Lindsay Pereira’s “The Memoirs of Valmiki Rao” brings alive Bombay, post-1992 riots
Book Title: The Memoirs of Valmiki Rao
Author: Lindsay Pereira
Vikrant Parmar
A narrator with a story to divulge, an epochal event to expose, a host of emotions to share… The title of author Lindsay Pereira’s novel ‘The Memoirs of Valmiki Rao’ is a giveaway even before one digs into the many pages. He chooses a retired postman, Valmiki Ratnakar Rao, ‘existing’ in a Mumbai slum during his ageing years, amid stench, penury and resigned helplessness, to set the tone.
Set in two chawls, Ganga Niwas and Sri Niwas, separated by a street, the action unfolds post the Babri Masjid demolition in 1992, when raging riots in Ayodhya burnt Mumbai too. Within the broader scheme of things is a microcosm that has characters like Ramu, Lakhya, Bantya, Janaki, Manisha, Surbha, Sundar and Ravi anna, the quintessential villain, who ‘placed himself beyond the rules’. And, of course, the diarist, Valmiki, whose memoirs pretty much compose the plot.

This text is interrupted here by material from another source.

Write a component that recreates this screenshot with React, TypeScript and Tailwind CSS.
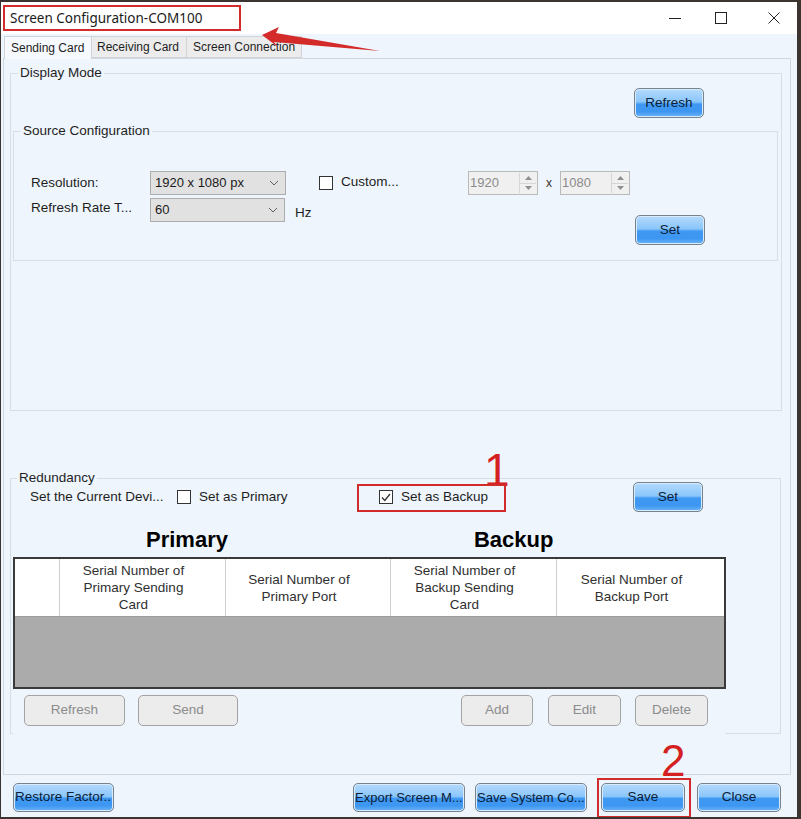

Despite the rut, throttling rooms and stinking common toilets, everything is in equilibrium at Ganga Niwas, a place where ‘there were no secrets… everyone knew what their neighbours were up to’. Unemployment and hopes of a secure future force Ramu into the quagmire of divisive politics, with a party backing a soul pushed to the periphery of socio-economic existence; ignorant, yet willing to take the step ahead, unafraid and unmindful. Blood flows and lives are lost as all hell breaks loose in the chawls. Personal scores are settled, but religious agenda reigns supreme. Gangs, rivalry, tie-ups, carrom and matka competitions are all a part of the plot. Money is showered on small-time brats by political bigwigs to serve their own ends. Ramu becomes a ‘nameless cog’ in the decayed system, where manipulation is rife, where lives don’t matter, parochial gains do.
Meanwhile, for the author, if there is a Valmiki, there has to be Ram (Ramu), Sita (Janaki), Lakhya (Lakshman) and Ravan (Ravi), but reasons behind his parallels to the sacred epic, the ‘Ramayana’, are puzzling. Why the ‘Ramayana’? Could it not be the ‘Mahabharata’? The references seem injected, not organic. Were they even needed in a plot that could have stood its ground without them?
‘A retired postman… was not allowed to have an opinion,’ Valmiki, the author’s mouthpiece, emphatically says, and yet through him, Pereira conveys his political leanings in no half measures. Also, the length of the novel is a tad bit longer than warranted.
On the brighter side, the author’s diction is par excellence; he has incisive humour that sparkles in sentences like ‘there were young men with serious anger management problems and no jobs to distract them’. There are umpteen such examples that highlight his creative gift and make the fare interesting, if not impressive.